Yes, the publisher used a cover designed to appeal to teen romance readers and then marketed it in a way that kept them from seeing it, yet gave a false impression of the story to readers interested what space colonization will be like. It's good artistically but suggests that it's a fantastic portrayal of Mars rather than a scientifically accurate one, so the book didn't reach many space enthusiasts either. As a result, despite an excellent review from the National Space Society, it never appears in lists of serious Mars fiction.

Was the book revised much when it was republished in 2006?

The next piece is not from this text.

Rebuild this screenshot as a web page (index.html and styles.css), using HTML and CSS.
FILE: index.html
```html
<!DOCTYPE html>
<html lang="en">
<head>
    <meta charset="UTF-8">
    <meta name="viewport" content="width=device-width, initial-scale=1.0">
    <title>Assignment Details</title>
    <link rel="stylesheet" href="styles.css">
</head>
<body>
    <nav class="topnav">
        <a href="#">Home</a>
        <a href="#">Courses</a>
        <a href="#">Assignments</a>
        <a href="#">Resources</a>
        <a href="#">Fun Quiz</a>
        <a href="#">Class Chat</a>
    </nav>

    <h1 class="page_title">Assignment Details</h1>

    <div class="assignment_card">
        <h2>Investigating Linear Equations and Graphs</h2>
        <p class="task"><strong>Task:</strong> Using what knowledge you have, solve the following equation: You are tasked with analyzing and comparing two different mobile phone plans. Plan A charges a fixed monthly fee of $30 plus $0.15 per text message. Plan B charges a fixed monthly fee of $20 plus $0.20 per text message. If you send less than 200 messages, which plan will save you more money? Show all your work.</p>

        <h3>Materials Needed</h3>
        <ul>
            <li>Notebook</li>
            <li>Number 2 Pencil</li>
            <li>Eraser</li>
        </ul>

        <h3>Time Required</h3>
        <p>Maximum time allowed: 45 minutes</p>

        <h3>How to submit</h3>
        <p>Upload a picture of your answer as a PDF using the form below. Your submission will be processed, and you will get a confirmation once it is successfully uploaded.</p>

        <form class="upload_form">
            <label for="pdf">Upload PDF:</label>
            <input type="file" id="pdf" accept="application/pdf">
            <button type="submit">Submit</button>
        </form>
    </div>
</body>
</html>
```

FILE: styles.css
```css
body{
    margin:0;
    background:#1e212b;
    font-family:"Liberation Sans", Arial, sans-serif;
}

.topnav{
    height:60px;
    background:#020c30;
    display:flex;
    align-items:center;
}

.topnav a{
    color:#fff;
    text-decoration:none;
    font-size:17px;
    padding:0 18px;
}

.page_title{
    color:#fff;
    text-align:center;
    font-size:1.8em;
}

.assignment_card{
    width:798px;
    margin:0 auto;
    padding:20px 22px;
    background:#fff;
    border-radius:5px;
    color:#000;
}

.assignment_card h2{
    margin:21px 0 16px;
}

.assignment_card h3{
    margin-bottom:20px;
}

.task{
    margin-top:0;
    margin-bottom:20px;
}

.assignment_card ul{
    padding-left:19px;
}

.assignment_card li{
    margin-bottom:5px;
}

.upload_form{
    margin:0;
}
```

Not with respect to the parts about space travel and Mars. I wrote it in 1967, before the Apollo missions, yet there was very little to change except some details based on discoveries made by the Mars landers, plus the use of computers by the public (which I didn't even imagine in 1967, though I'd been a computer programmer for ten years). However, there was a lot of revision needed to eliminate assumptions and phrasing that are viewed as sexist today. Even to me, the 1970 edition seems very outdated in its portrayal of women's attitudes.

To many readers, Melinda still doesn't seem like a modern woman, Couldn't you have updated her attitudes a little more?

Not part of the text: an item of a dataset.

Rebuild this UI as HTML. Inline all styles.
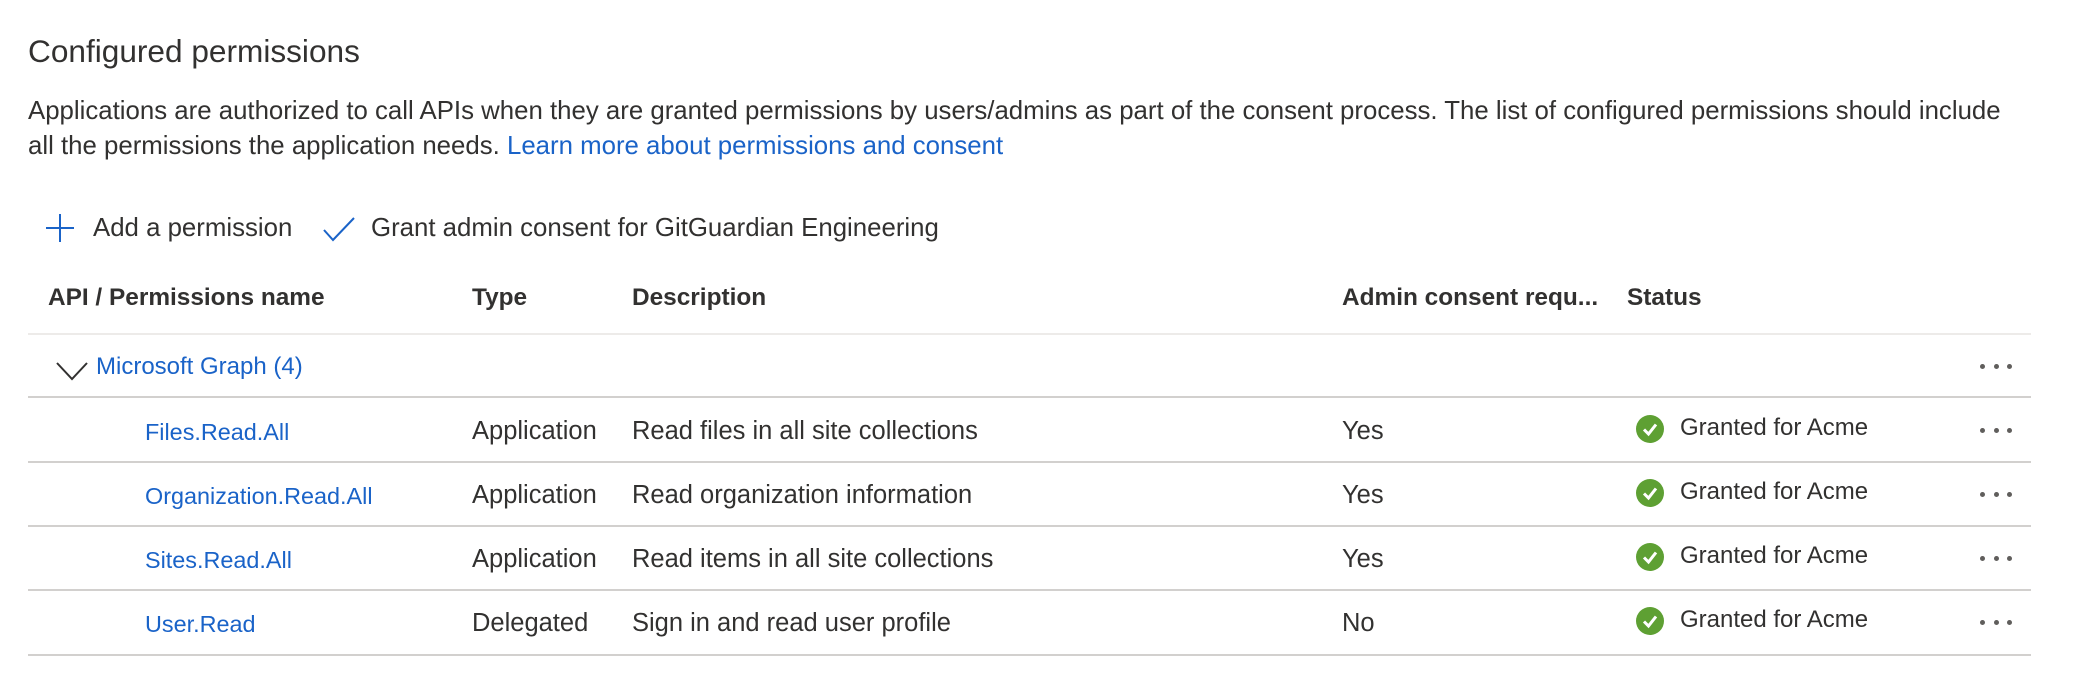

Her attitudes as portrayed in the revised edition aren't a matter of when the book was written--they are her individual personality. I couldn't have characterized her differently and still have a story--it's about how she matures and comes of age, after all. If she started out with the same goals as a "modern" woman there wouldn't have been any plot conflict.

2015 cover of Journey Between Worlds

2015 edition
It's true that some readers don't identify with her, but there are others who do. One blogger wrote, "I loved Melinda's voice--it was fresh and original and genuine.... I found it easy to relate to her." Another wrote, "Readers are instantly drawn to Melinda, who is portrayed realistically ... we can all sympathize with her." Probably these particular reivewers and others who made similar comments are not themselves "modern women" in the eyes of the average space enthusiast, and that's just the point. The story was intended arouse interest in the future on the part of readers who aren't already looking forward to it.

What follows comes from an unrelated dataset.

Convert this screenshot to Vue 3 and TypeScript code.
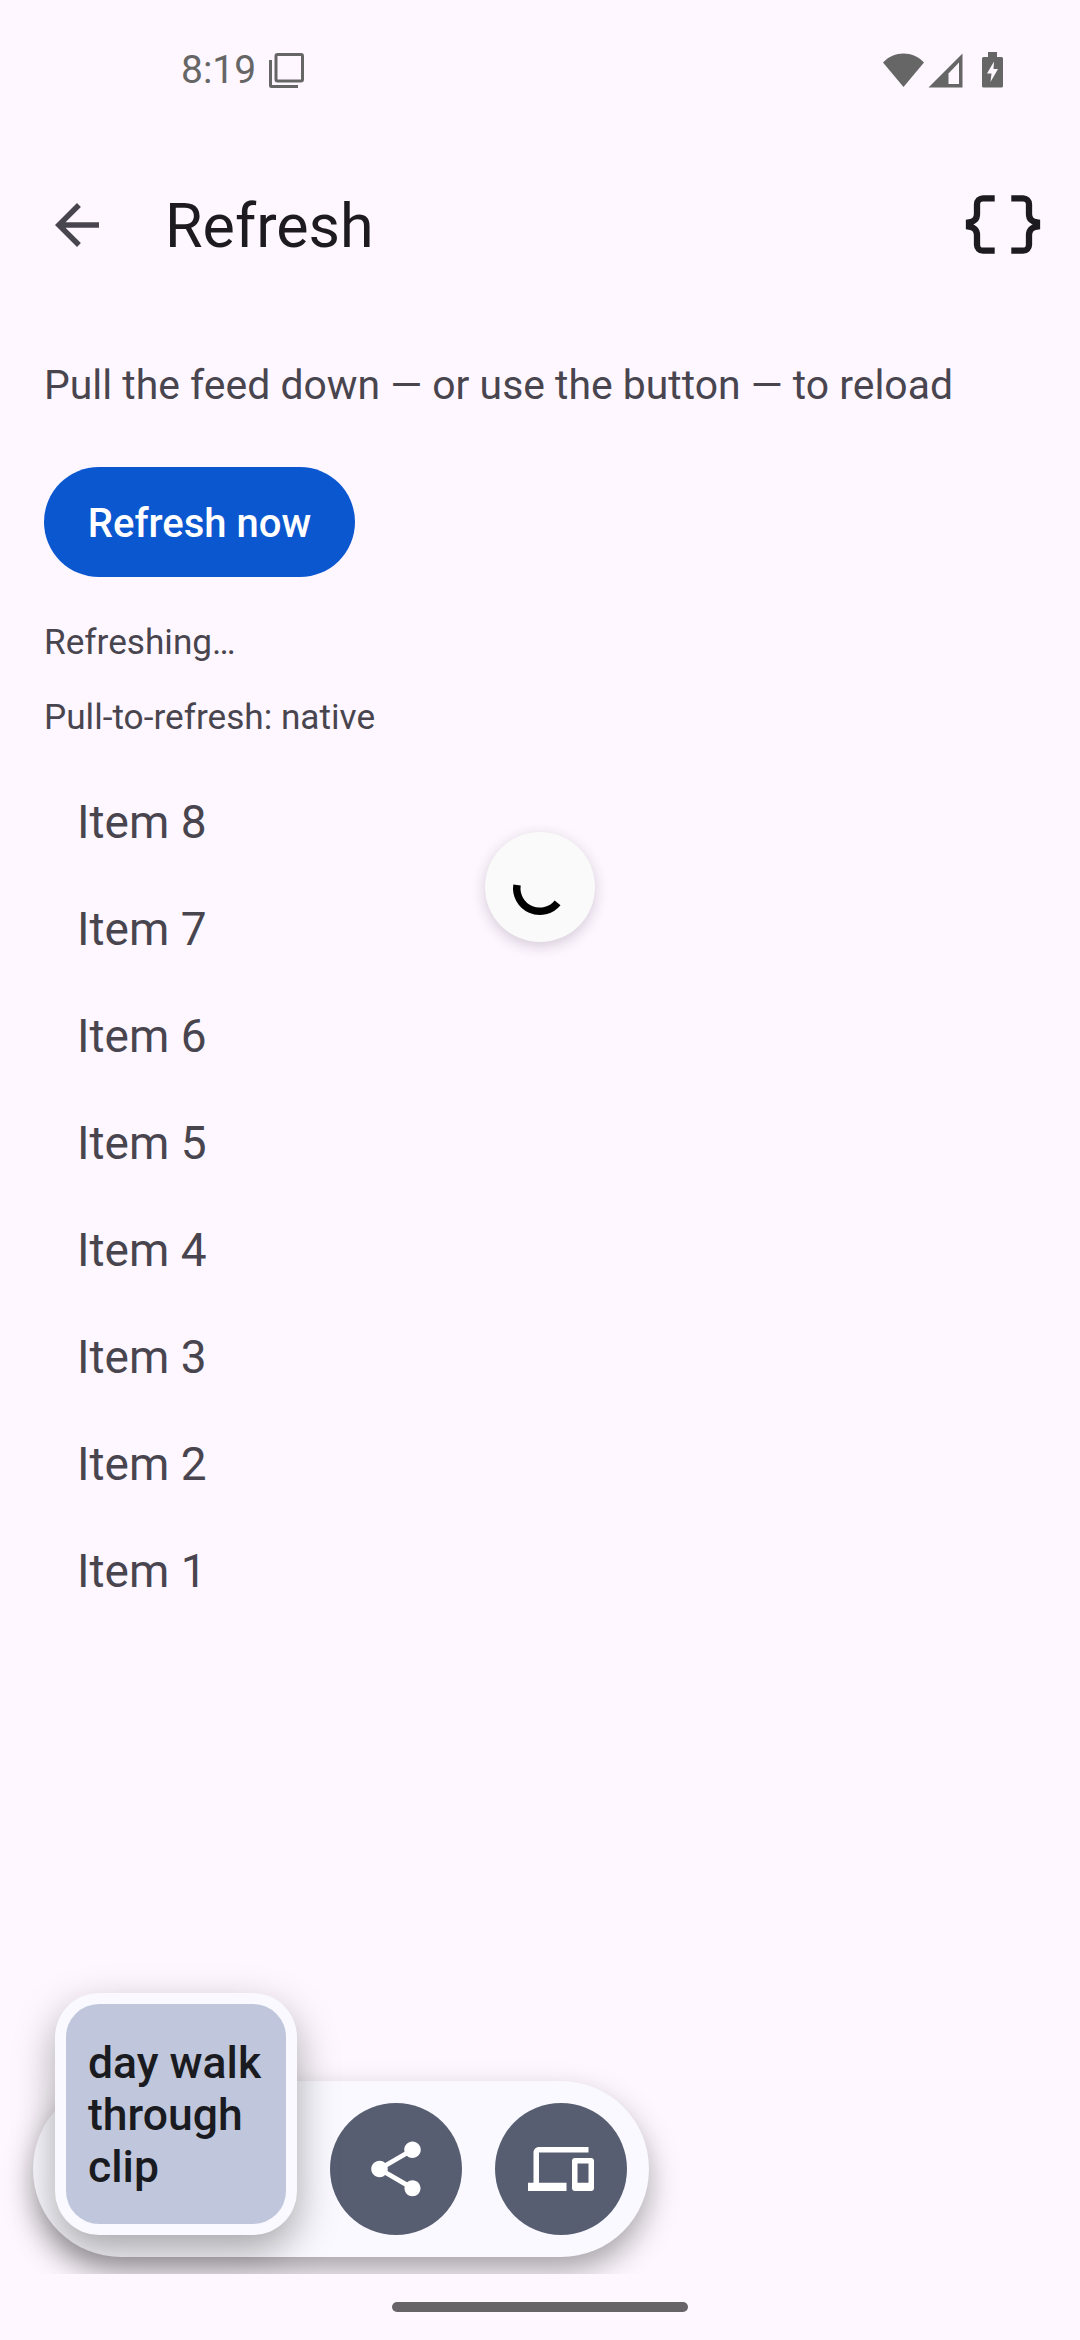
<script setup lang="ts">
import { ref } from 'vue'

const items = ref([8, 7, 6, 5, 4, 3, 2, 1])
const refreshing = ref(true)
</script>

<template>
  <div class="page">
    <!-- status bar -->
    <div class="status">
      <span class="time">8:19</span>
      <svg class="copy" width="35" height="35" viewBox="0 0 35 35">
        <rect x="7" y="1.500" width="26.500" height="26.500" rx="1.500" fill="none" stroke="#666" stroke-width="3" />
        <path d="M1.500 7v25.500a1 1 0 0 0 1 1H29" fill="none" stroke="#666" stroke-width="3" />
      </svg>
      <div class="status-right">
        <svg width="41" height="36" viewBox="0 0 41 36">
          <path d="M0 10.500C11 -1.500 30 -1.500 41 10.500L20.500 35z" fill="#666" />
        </svg>
        <svg class="signal" width="35" height="36" viewBox="0 0 35 36">
          <path d="M34.500 1.500V35.500H0.500z" fill="#666" />
          <path d="M20.500 21.500L31 10.500V32H20.500z" fill="#fef7ff" />
        </svg>
        <svg class="battery" width="21" height="36" viewBox="0 0 21 36">
          <path d="M6 0h9v5h4.500a1.500 1.500 0 0 1 1.500 1.500V34a1.500 1.500 0 0 1-1.500 1.500H1.500A1.500 1.500 0 0 1 0 34V6.500A1.500 1.500 0 0 1 1.500 5H6z" fill="#666" />
          <path d="M12 9.500L5 21.500h4.500L8.500 30l7.500-13h-4.500z" fill="#fef7ff" />
        </svg>
      </div>
    </div>

    <!-- app bar -->
    <header class="appbar">
      <svg class="back" width="66" height="66" viewBox="0 0 24 24">
        <path d="M20 11H7.830l5.590-5.590L12 4l-8 8 8 8 1.410-1.410L7.830 13H20v-2z" fill="#49454f" />
      </svg>
      <h1 class="title">Refresh</h1>
      <svg class="braces" width="88" height="88" viewBox="0 0 88 88">
        <g fill="none" stroke="#1d1b20" stroke-width="6.300">
          <path d="M35.700 17.300H24a6 6 0 0 0-6 6V33c0 5-3 8-8 8.500V45.500c5 .5 8 3.500 8 8.500V63.700a6 6 0 0 0 6 6H35.700" />
          <path d="M35.700 17.300H24a6 6 0 0 0-6 6V33c0 5-3 8-8 8.500V45.500c5 .5 8 3.500 8 8.500V63.700a6 6 0 0 0 6 6H35.700" transform="matrix(-1 0 0 1 88 0)" />
        </g>
      </svg>
    </header>

    <main class="content">
      <p class="desc">Pull the feed down — or use the button — to reload</p>
      <button class="refresh-btn">Refresh now</button>
      <p v-if="refreshing" class="label first">Refreshing…</p>
      <p class="label second">Pull-to-refresh: native</p>
      <ul class="list">
        <li v-for="n in items" :key="n" class="item">Item {{ n }}</li>
      </ul>
    </main>

    <!-- pull to refresh spinner -->
    <div v-if="refreshing" class="spinner">
      <svg width="110" height="110" viewBox="0 0 110 110">
        <path d="M32 53A23 23 0 0 0 72.600 70.800" fill="none" stroke="#000" stroke-width="7.500" />
      </svg>
    </div>

    <!-- floating dock, shadow is cut off at its window edge -->
    <div class="dock-window">
      <div class="dock">
        <div class="clip-card">
          <div class="clip-inner">day walk through clip</div>
        </div>
        <button class="round">
          <svg width="66" height="66" viewBox="0 0 24 24">
            <path d="M18 16.080c-.76 0-1.440.3-1.960.77L8.910 12.700c.05-.23.09-.46.09-.7s-.04-.47-.09-.7l7.050-4.110c.54.5 1.250.81 2.040.81 1.660 0 3-1.340 3-3s-1.340-3-3-3-3 1.340-3 3c0 .24.04.47.09.7L8.040 9.810C7.500 9.310 6.790 9 6 9c-1.660 0-3 1.340-3 3s1.340 3 3 3c.79 0 1.500-.31 2.040-.81l7.120 4.160c-.05.21-.08.43-.08.65 0 1.610 1.310 2.920 2.920 2.920 1.610 0 2.920-1.310 2.920-2.920s-1.310-2.920-2.920-2.920z" fill="#fff" />
          </svg>
        </button>
        <button class="round">
          <svg width="66" height="66" viewBox="0 0 24 24">
            <path d="M4 6h18V4H4c-1.100 0-2 .9-2 2v11H0v3h14v-3H4V6zm19 2h-6c-.55 0-1 .45-1 1v10c0 .55.45 1 1 1h6c.55 0 1-.45 1-1V9c0-.55-.45-1-1-1zm-1 9h-4v-7h4v7z" fill="#fff" />
          </svg>
        </button>
      </div>
    </div>

    <div class="handle"></div>
  </div>
</template>

<style scoped>
.page {
  position: relative;
  width: 1080px;
  height: 2340px;
  overflow: hidden;
  background: #fef7ff;
  font-family: Roboto, "Liberation Sans", sans-serif;
}
.status {
  display: flex;
  align-items: center;
  height: 148px;
  padding: 0 77px 8px 181px;
  box-sizing: border-box;
}
.time {
  font-size: 39px;
  color: #666;
  line-height: 44px;
}
.copy { margin-left: 13px; }
.status-right {
  margin-left: auto;
  display: flex;
  align-items: center;
}
.signal { margin-left: 4px; }
.battery { margin-left: 19px; }
.appbar {
  display: flex;
  align-items: center;
  height: 154px;
  padding: 2px 33px 0 44px;
  box-sizing: border-box;
}
.back { margin-top: -2px; }
.title {
  margin: 0 0 0 55px;
  font-size: 61px;
  font-weight: 400;
  color: #1d1b20;
}
.braces { margin-left: auto; margin-top: -2px; }
.content { padding: 50px 44px 0; }
.desc {
  margin: 0;
  font-size: 40.900px;
  line-height: 67px;
  color: #49454f;
}
.refresh-btn {
  display: block;
  margin-top: 48px;
  width: 311px;
  height: 110px;
  border: none;
  border-radius: 55px;
  background: #0b57d0;
  color: #fff;
  font-family: inherit;
  font-size: 40px;
  font-weight: 500;
  padding: 2px 0 0;
}
.label {
  margin: 0;
  font-size: 35.200px;
  line-height: 44px;
  color: #49454f;
}
.first { margin-top: 43px; }
.second { margin-top: 31px; }
.list {
  list-style: none;
  margin: 28px 0 0;
  padding: 0;
}
.item {
  height: 107px;
  box-sizing: border-box;
  display: flex;
  align-items: center;
  padding: 2px 0 0 33px;
  font-size: 46px;
  color: #49454f;
}
.spinner {
  position: absolute;
  left: 485px;
  top: 832px;
  width: 110px;
  height: 110px;
  border-radius: 50%;
  background: #fafafa;
  box-shadow: 0 4px 14px rgba(60, 40, 70, 0.22);
}
.spinner svg { display: block; }
.dock-window {
  position: absolute;
  left: 0;
  top: 1950px;
  width: 1080px;
  height: 324px;
  overflow: hidden;
}
.dock {
  position: absolute;
  left: 33px;
  top: 131px;
  width: 616px;
  height: 176px;
  box-sizing: border-box;
  padding: 22px 22px 22px 297px;
  display: flex;
  gap: 33px;
  border-radius: 88px;
  background: #f9f9ff;
  box-shadow: 0 14px 30px rgba(0, 0, 0, 0.34);
}
.clip-card {
  position: absolute;
  left: 22px;
  top: -88px;
  width: 242px;
  height: 242px;
  box-sizing: border-box;
  padding: 11px;
  border-radius: 44px;
  background: #f9f9ff;
  box-shadow: 0 16px 40px rgba(0, 0, 0, 0.34);
}
.clip-inner {
  box-sizing: border-box;
  width: 220px;
  height: 220px;
  padding: 33px 22px;
  border-radius: 33px;
  background: #c0c7dc;
  color: #1a1b20;
  font-size: 44.500px;
  font-weight: 500;
  line-height: 52px;
}
.round {
  width: 132px;
  height: 132px;
  border: none;
  border-radius: 50%;
  background: #585e71;
  padding: 33px;
  display: flex;
  align-items: center;
  justify-content: center;
  flex: none;
}
.round svg { flex: none; }
.handle {
  position: absolute;
  left: 392px;
  top: 2302px;
  width: 296px;
  height: 10px;
  border-radius: 5px;
  background: #676467;
}
</style>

There is another aspect to this. Hopefully, at least a few readers grasped the symbolism in the book that the majority seem to have missed. Melinda initially clings to what previous generations considered normal and natural, what she has always believed she wants, and sees no need to move beyond the confines of her past experience. So too do most people today cling to the idea that confinement to Earth is “natural” and see no necessity for the human race to go beyond the limits of the world where our ancestors evolved. But this outlook needs to change. That's the theme underlying the story, and it depends on my characterization of the heroine.

Do you think the book has been at all successful in opening people's minds to the importance of space colonization?

I have no way of knowing, but I suspect it hasn't been widely enough read to have much impact. I've been elated, though, by isolated incidents, such as when, many years ago, a librarian approached me at a meeting and told me it convinced her that the space program is worthwhile.